Jean-Pierre Elkabbach - Vous dites les troupes françaises, celles qui sont au Togo, celles qui sont au Gabon, celles qui sont dans des pays voisins, ou celles du Togo seulement, pour être précis ?
R - Les forces qui sont aux alentours et qui pourraient avoir besoin d'intervenir pour protéger nos compatriotes.
Jean-Pierre Elkabbach - Hier soir sur TF1, il y avait une émission très intéressante. Vous étiez peut-être en avion et vous ne l'avez pas vue, au retour de Libye : des millions de Français ont vu " 1re Compagnie ", une émission de divertissement en kaki. Est-ce que cela ressemble, Michèle Alliot-Marie, à l'armée d'aujourd'hui que vous connaissez bien ?
R - Comme vous venez de le dire, je ne l'ai pas vue et d'autre part, il s'agit d'un divertissement, un divertissement dans lequel nous ne sommes en rien intervenus, je le dis tout de suite. D'après ce que l'on m'a dit, il n'y a effectivement que peu de rapport avec ce qu'est la défense aujourd'hui.
Jean-Pierre Elkabbach - La défense n'a pas prêté des moyens pour faire plus vrai, même pas des officiers, même pas des jeeps, même pas des armes ?
R - Ce n'est absolument pas notre rôle. Je ne sais pas s'il faut s'en réjouir ou le regretter, mais nous avons des préoccupations plus sérieuses et avec des conséquences plus graves dont nous nous occupons.
François d'Orcival - C'est vrai mais cela veut dire en même temps que l'armée est d'une certaine façon à la mode ou en tout cas dans l'air du temps ?
R - Le travail de nos militaires est reconnu et je crois qu'ils le méritent ; que ce soit sur des théâtres d'opérations extérieures tel que l'Afghanistan, le Kosovo, la Côte-d'Ivoire, dans le sud-est asiatique en ce moment ou en Haïti récemment, nos militaires font un travail tout à fait remarquable. C'est bien que l'on parle d'eux et je m'en réjouis.
François d'Orcival - Est-ce que ceci favorise le recrutement dont vous avez besoin dans une armée professionnelle ?
R - Ce type d'émission ? Je ne le pense pas ! En revanche, je pense que ce que nos militaires font et le fait que l'on en parle est certainement un élément qui crée un vrai lien entre les militaires et les Français. Chaque fois que les Français peuvent manifester leur soutien, leur reconnaissance envers les militaires, c'est bien. Et puis vous savez, les militaires, ils sont comme vous Messieurs, de temps en temps, ils ont aussi besoin qu'on leur dise qu'on les aime.

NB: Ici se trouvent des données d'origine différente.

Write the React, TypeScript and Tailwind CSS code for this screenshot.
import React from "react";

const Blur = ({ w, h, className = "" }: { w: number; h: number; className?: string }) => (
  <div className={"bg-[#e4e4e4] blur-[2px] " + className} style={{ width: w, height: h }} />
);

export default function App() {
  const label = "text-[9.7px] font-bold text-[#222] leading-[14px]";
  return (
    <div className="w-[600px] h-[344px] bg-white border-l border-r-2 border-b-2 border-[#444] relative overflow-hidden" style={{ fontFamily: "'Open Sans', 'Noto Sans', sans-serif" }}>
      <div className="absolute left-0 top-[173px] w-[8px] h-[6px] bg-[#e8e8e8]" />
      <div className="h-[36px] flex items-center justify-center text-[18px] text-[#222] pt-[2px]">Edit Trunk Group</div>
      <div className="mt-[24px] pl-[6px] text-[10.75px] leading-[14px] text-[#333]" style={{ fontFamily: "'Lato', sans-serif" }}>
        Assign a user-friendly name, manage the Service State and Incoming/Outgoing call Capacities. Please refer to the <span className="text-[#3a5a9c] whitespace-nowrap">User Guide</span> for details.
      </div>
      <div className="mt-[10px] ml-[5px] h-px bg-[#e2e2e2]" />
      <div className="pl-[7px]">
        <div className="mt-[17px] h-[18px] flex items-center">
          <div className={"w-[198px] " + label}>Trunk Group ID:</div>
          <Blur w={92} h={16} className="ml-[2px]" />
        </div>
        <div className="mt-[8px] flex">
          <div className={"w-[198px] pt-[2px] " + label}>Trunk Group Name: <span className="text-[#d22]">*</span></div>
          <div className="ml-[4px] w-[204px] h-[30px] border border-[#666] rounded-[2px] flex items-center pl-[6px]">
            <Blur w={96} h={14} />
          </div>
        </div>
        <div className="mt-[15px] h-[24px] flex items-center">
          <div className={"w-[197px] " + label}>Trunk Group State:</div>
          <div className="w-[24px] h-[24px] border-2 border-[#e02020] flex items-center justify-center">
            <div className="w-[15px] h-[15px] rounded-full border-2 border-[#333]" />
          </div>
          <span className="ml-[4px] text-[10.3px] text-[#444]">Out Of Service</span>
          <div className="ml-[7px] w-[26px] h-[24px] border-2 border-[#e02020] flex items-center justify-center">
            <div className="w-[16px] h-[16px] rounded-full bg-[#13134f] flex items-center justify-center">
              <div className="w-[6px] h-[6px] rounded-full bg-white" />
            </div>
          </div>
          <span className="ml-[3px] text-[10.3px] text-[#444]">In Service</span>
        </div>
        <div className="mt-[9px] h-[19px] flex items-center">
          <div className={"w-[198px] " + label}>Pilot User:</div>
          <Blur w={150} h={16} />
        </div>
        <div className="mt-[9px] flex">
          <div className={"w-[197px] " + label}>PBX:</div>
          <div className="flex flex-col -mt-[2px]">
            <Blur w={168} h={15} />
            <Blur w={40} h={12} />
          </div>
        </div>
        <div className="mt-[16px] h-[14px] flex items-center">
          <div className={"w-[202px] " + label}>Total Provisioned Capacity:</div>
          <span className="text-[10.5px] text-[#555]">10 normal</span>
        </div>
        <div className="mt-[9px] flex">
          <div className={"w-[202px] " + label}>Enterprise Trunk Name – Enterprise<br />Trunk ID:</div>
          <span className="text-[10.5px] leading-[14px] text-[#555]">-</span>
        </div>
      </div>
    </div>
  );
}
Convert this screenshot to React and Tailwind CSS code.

Jean-Pierre Elkabbach - Ils estiment qu'on les aime quand on voit comme tout à l'heure avec François, avenue Montaigne ou rue François 1er, des jeunes femmes en pantalon kaki, des jeunes types en blouson de cuir. Est-ce que ce n'est pas une forme de nostalgie du service national ?
R - Les jeunes Français sont souvent en quête d'idéal. C'est vrai que dans notre société, on manque peut-être un peu d'aventure ; on manque aussi de grands principes et d'idéal. Les jeunes Français qui s'engagent dans les armées recherchent aussi cela. Ils ont cet idéal de servir leur pays mais probablement aussi de servir les autres, les hommes et les femmes qui sont dans des situations difficiles. C'est toujours aux militaires que l'on s'adresse dans les situations les plus dures, que ce soit sur le plan humanitaire, sur le plan des catastrophes naturelles et bien entendu sur le plan des conflits.
Jean-Pierre Elkabbach - On prétend que l'armée de terre par exemple a des difficultés à recruter ; sur qui comptez-vous le plus pour recruter de nouveaux soldats ? " La 1re compagnie " ou la campagne de promotion de l'armée que vous faites à la télévision ?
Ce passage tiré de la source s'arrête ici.